→ TASK TO CARRY OUT: In this exercise, return the whole listing exactly, excluding any images.

→ DATA SHOWN:
********************

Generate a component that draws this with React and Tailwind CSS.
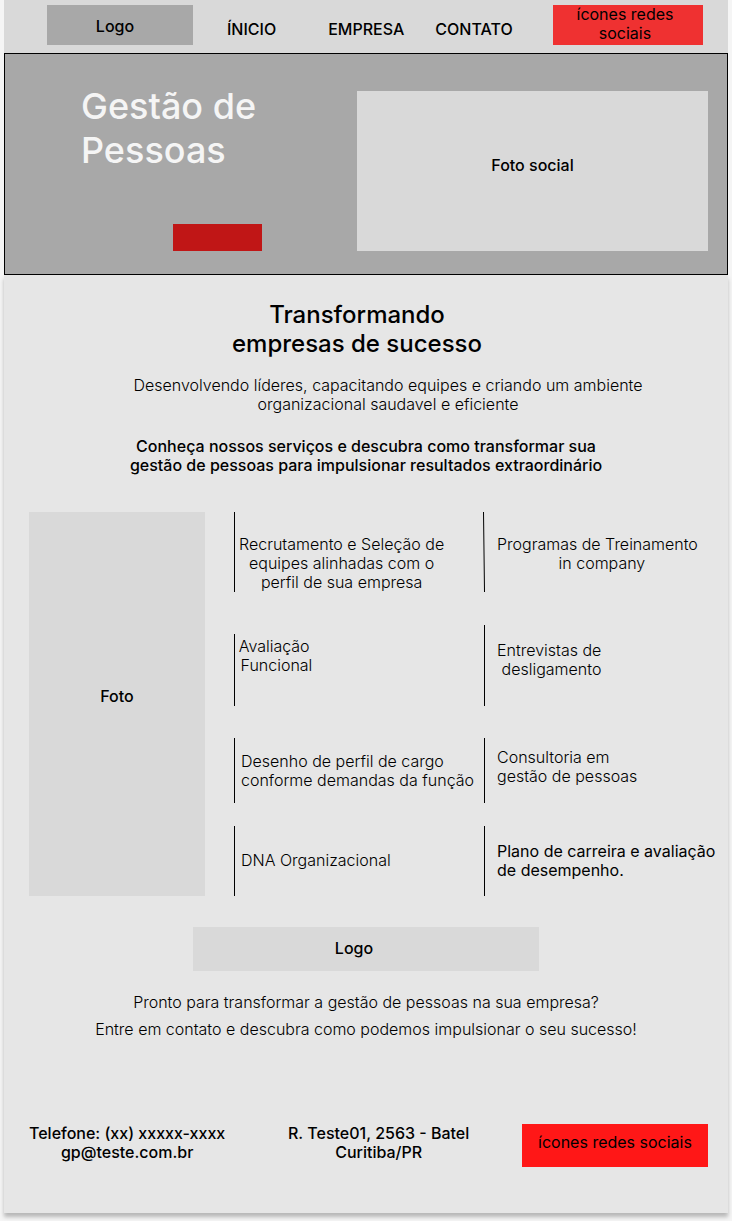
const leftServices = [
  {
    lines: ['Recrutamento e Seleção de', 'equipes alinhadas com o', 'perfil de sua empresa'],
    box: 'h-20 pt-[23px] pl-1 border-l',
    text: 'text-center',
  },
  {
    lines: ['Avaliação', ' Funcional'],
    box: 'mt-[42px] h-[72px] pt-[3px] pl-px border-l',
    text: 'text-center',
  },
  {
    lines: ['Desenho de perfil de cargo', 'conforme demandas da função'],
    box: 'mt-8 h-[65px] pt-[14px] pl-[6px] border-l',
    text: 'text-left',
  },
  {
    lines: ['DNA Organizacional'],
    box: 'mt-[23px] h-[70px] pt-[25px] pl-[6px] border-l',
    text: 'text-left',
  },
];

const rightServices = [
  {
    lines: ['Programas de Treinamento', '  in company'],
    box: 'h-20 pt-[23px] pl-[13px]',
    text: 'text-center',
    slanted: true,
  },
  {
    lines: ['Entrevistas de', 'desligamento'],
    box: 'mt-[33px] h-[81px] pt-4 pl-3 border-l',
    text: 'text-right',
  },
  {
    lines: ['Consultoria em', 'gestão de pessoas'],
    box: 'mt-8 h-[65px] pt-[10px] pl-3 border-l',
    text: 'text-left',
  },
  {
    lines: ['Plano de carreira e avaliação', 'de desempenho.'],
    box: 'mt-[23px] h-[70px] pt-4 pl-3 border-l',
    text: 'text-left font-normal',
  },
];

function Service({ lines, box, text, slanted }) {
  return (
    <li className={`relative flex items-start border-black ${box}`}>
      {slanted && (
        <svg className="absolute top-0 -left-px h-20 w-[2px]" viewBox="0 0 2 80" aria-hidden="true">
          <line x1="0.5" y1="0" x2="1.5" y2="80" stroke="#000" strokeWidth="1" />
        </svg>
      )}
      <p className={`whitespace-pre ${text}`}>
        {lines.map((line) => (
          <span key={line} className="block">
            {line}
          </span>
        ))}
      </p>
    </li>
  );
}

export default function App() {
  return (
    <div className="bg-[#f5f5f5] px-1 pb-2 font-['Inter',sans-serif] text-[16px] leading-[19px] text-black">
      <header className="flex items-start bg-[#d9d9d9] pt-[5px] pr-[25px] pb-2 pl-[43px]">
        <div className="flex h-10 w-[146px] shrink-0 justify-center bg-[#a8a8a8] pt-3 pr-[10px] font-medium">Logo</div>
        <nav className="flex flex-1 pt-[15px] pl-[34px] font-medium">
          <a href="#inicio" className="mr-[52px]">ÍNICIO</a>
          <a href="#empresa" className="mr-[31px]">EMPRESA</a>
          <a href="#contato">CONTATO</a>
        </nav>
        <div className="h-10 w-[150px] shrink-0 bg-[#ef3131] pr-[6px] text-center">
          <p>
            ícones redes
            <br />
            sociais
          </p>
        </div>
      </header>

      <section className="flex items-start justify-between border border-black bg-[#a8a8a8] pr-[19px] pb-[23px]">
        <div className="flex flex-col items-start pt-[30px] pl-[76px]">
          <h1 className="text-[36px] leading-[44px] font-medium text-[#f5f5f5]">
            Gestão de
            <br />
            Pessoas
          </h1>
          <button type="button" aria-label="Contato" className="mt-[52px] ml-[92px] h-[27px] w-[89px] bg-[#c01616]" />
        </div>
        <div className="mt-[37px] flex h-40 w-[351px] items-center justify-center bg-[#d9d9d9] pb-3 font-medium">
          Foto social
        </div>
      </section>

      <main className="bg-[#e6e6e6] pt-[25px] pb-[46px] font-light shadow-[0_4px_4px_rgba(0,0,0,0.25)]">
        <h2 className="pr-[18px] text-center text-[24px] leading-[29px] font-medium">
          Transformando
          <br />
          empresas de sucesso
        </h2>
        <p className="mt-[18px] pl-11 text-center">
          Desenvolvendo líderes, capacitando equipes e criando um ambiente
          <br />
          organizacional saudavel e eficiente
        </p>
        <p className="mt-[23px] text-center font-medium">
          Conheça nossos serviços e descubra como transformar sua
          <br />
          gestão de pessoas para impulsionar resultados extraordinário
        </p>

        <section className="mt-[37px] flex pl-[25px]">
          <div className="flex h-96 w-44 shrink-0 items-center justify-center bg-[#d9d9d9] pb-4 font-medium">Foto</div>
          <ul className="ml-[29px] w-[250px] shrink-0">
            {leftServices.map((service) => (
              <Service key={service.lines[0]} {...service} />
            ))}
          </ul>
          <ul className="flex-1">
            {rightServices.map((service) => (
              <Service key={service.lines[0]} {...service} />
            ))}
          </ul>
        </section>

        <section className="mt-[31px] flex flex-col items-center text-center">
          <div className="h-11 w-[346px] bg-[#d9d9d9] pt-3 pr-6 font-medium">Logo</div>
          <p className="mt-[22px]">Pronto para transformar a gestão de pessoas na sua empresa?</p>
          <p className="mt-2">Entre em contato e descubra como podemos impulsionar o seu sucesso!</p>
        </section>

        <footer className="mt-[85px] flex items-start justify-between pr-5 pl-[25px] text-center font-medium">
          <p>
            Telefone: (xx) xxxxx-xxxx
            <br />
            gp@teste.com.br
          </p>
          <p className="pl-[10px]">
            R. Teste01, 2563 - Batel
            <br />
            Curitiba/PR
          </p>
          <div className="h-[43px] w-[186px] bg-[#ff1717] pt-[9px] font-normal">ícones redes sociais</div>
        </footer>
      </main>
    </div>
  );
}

********************

→ WRITTEN RESPONSE:
Generate a component that draws this with React and Tailwind CSS.
const leftServices = [
  {
    lines: ['Recrutamento e Seleção de', 'equipes alinhadas com o', 'perfil de sua empresa'],
    box: 'h-20 pt-[23px] pl-1 border-l',
    text: 'text-center',
  },
  {
    lines: ['Avaliação', ' Funcional'],
    box: 'mt-[42px] h-[72px] pt-[3px] pl-px border-l',
    text: 'text-center',
  },
  {
    lines: ['Desenho de perfil de cargo', 'conforme demandas da função'],
    box: 'mt-8 h-[65px] pt-[14px] pl-[6px] border-l',
    text: 'text-left',
  },
  {
    lines: ['DNA Organizacional'],
    box: 'mt-[23px] h-[70px] pt-[25px] pl-[6px] border-l',
    text: 'text-left',
  },
];

const rightServices = [
  {
    lines: ['Programas de Treinamento', '  in company'],
    box: 'h-20 pt-[23px] pl-[13px]',
    text: 'text-center',
    slanted: true,
  },
  {
    lines: ['Entrevistas de', 'desligamento'],
    box: 'mt-[33px] h-[81px] pt-4 pl-3 border-l',
    text: 'text-right',
  },
  {
    lines: ['Consultoria em', 'gestão de pessoas'],
    box: 'mt-8 h-[65px] pt-[10px] pl-3 border-l',
    text: 'text-left',
  },
  {
    lines: ['Plano de carreira e avaliação', 'de desempenho.'],
    box: 'mt-[23px] h-[70px] pt-4 pl-3 border-l',
    text: 'text-left font-normal',
  },
];

function Service({ lines, box, text, slanted }) {
  return (
    <li className={`relative flex items-start border-black ${box}`}>
      {slanted && (
        <svg className="absolute top-0 -left-px h-20 w-[2px]" viewBox="0 0 2 80" aria-hidden="true">
          <line x1="0.5" y1="0" x2="1.5" y2="80" stroke="#000" strokeWidth="1" />
        </svg>
      )}
      <p className={`whitespace-pre ${text}`}>
        {lines.map((line) => (
          <span key={line} className="block">
            {line}
          </span>
        ))}
      </p>
    </li>
  );
}

export default function App() {
  return (
    <div className="bg-[#f5f5f5] px-1 pb-2 font-['Inter',sans-serif] text-[16px] leading-[19px] text-black">
      <header className="flex items-start bg-[#d9d9d9] pt-[5px] pr-[25px] pb-2 pl-[43px]">
        <div className="flex h-10 w-[146px] shrink-0 justify-center bg-[#a8a8a8] pt-3 pr-[10px] font-medium">Logo</div>
        <nav className="flex flex-1 pt-[15px] pl-[34px] font-medium">
          <a href="#inicio" className="mr-[52px]">ÍNICIO</a>
          <a href="#empresa" className="mr-[31px]">EMPRESA</a>
          <a href="#contato">CONTATO</a>
        </nav>
        <div className="h-10 w-[150px] shrink-0 bg-[#ef3131] pr-[6px] text-center">
          <p>
            ícones redes
            <br />
            sociais
          </p>
        </div>
      </header>

      <section className="flex items-start justify-between border border-black bg-[#a8a8a8] pr-[19px] pb-[23px]">
        <div className="flex flex-col items-start pt-[30px] pl-[76px]">
          <h1 className="text-[36px] leading-[44px] font-medium text-[#f5f5f5]">
            Gestão de
            <br />
            Pessoas
          </h1>
          <button type="button" aria-label="Contato" className="mt-[52px] ml-[92px] h-[27px] w-[89px] bg-[#c01616]" />
        </div>
        <div className="mt-[37px] flex h-40 w-[351px] items-center justify-center bg-[#d9d9d9] pb-3 font-medium">
          Foto social
        </div>
      </section>

      <main className="bg-[#e6e6e6] pt-[25px] pb-[46px] font-light shadow-[0_4px_4px_rgba(0,0,0,0.25)]">
        <h2 className="pr-[18px] text-center text-[24px] leading-[29px] font-medium">
          Transformando
          <br />
          empresas de sucesso
        </h2>
        <p className="mt-[18px] pl-11 text-center">
          Desenvolvendo líderes, capacitando equipes e criando um ambiente
          <br />
          organizacional saudavel e eficiente
        </p>
        <p className="mt-[23px] text-center font-medium">
          Conheça nossos serviços e descubra como transformar sua
          <br />
          gestão de pessoas para impulsionar resultados extraordinário
        </p>

        <section className="mt-[37px] flex pl-[25px]">
          <div className="flex h-96 w-44 shrink-0 items-center justify-center bg-[#d9d9d9] pb-4 font-medium">Foto</div>
          <ul className="ml-[29px] w-[250px] shrink-0">
            {leftServices.map((service) => (
              <Service key={service.lines[0]} {...service} />
            ))}
          </ul>
          <ul className="flex-1">
            {rightServices.map((service) => (
              <Service key={service.lines[0]} {...service} />
            ))}
          </ul>
        </section>

        <section className="mt-[31px] flex flex-col items-center text-center">
          <div className="h-11 w-[346px] bg-[#d9d9d9] pt-3 pr-6 font-medium">Logo</div>
          <p className="mt-[22px]">Pronto para transformar a gestão de pessoas na sua empresa?</p>
          <p className="mt-2">Entre em contato e descubra como podemos impulsionar o seu sucesso!</p>
        </section>

        <footer className="mt-[85px] flex items-start justify-between pr-5 pl-[25px] text-center font-medium">
          <p>
            Telefone: (xx) xxxxx-xxxx
            <br />
            gp@teste.com.br
          </p>
          <p className="pl-[10px]">
            R. Teste01, 2563 - Batel
            <br />
            Curitiba/PR
          </p>
          <div className="h-[43px] w-[186px] bg-[#ff1717] pt-[9px] font-normal">ícones redes sociais</div>
        </footer>
      </main>
    </div>
  );
}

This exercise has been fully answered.